물체의 중심점을 예측하는 방식, 이미지 히트맵의 피크점을 이용함으로써 물체마다 하나의 center point를 추정. computation problem과 hyperparameter sensitiveness 을 좀 완화시키는 방법
FCOS (fully convolution one-stage object detection) : center-based anchor-free detector
- 기존 모델들이 hyper-parameters setting에 민감하다는 문제, positive 와 negative samples class의 불균형이 심하다는 문제를 해결하기 위해 개발된 모델
- center point를 기준으로 상하좌우 거리를 계산해서 바운딩 박스를 regression함.
- center point와 ground truth box의 엣지의 거리를 의미하는 center-ness 값을 측정하여서 거리가 먼 부분은 최대한 제거하고 거리가 가까운 부분만 positive로 남겨 둠.

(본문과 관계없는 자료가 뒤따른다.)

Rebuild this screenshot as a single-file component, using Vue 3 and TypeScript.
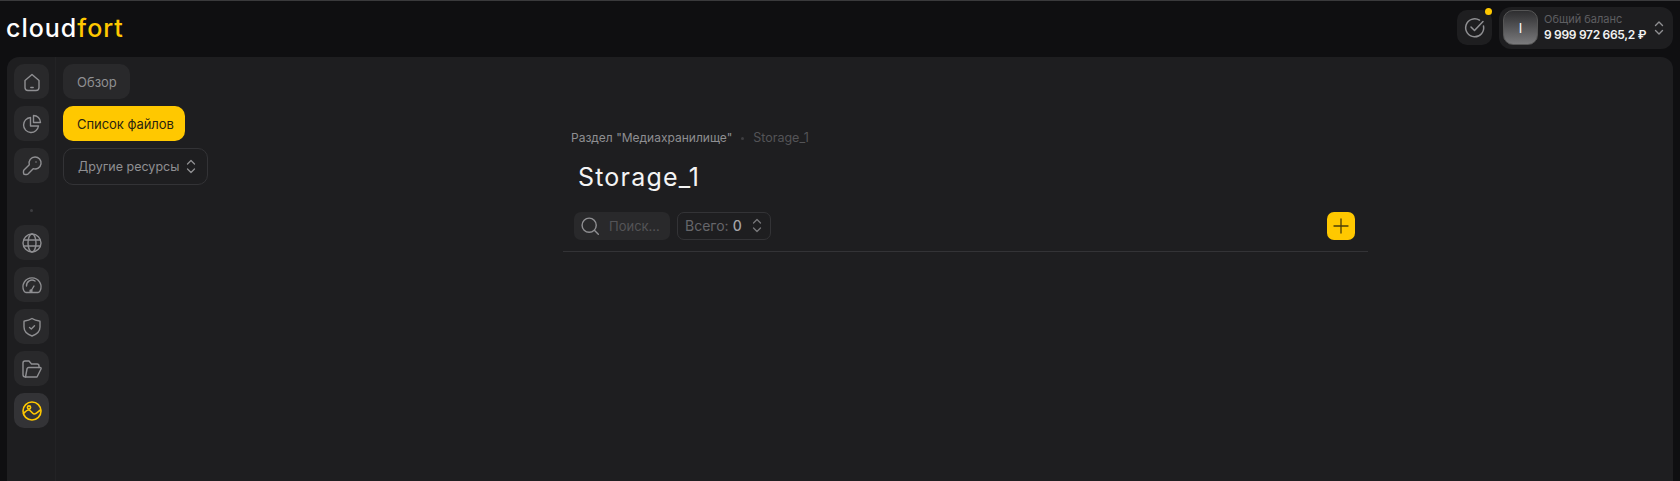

2. Difference Analysis of Anchor-based and Anchor-free Detector

Comparison of RetinaNet and FCOS

각 location 마다 anchors을 몇 개까지 지정할 것인가 (The number of anchors tiled per location)
- (RetinaNet) 하나의 location 마다 여러 개의 anchor boxes를 뽑음
- (FCOS) 하나의 location 마다 하나의 anchor point만 뽑아냄
positive와 negative samples를 정의하는 방식의 차이 (The definition of positive and negative samples)
- (RetinaNet) 각 Anchor와 Ground-truth의 IoU를 계산해서 특정 threshold 이상은 positive 이하는 negative로 정함
- (FCOS) spatial 과 scale constraints를 사용해서 samples를 선택. 해당 Object의 Bounding Box가 pixel의 정중앙 좌표를 포함할 때 해당 영역을 positive sample로 분류하고, 나머지는 negative sample로 분류함 (Spatial Constraint). 추가적으로 FCOS는 feature pyramid level 별로 서로 다른 크기의 annotation을 할당하기 때문에 사전에 정의한 scale과 annotation의 크기가 맞지 않는 pyramid level에선 모두 negative sample로 할당함 (Scale Constraint).
regression할 때 시작하는 포인트 자체가 다르다 (The regression starting status)
- (RetinaNet) 미리 정해진 anchor box를 기준으로 bounding box를 regress
- (FCOS) box를 정하지 않고, 물체 마다 하나의 anchor point로 부터 물체가 어느정도 위치하고 있는지 regress

3. Adaptive Training Sample Selection

positive and negative sample을 어떻게 정의하는 지가 중요함. 따라서 positive sample을 뽑기 위한 자동 selection 방법을 도입하겠다. 본 논문에서는 k라는 하나의 hyperparameter만 존재하기 때문에 hyperparameters를 튜닝하는 수고를 덜 수 있다.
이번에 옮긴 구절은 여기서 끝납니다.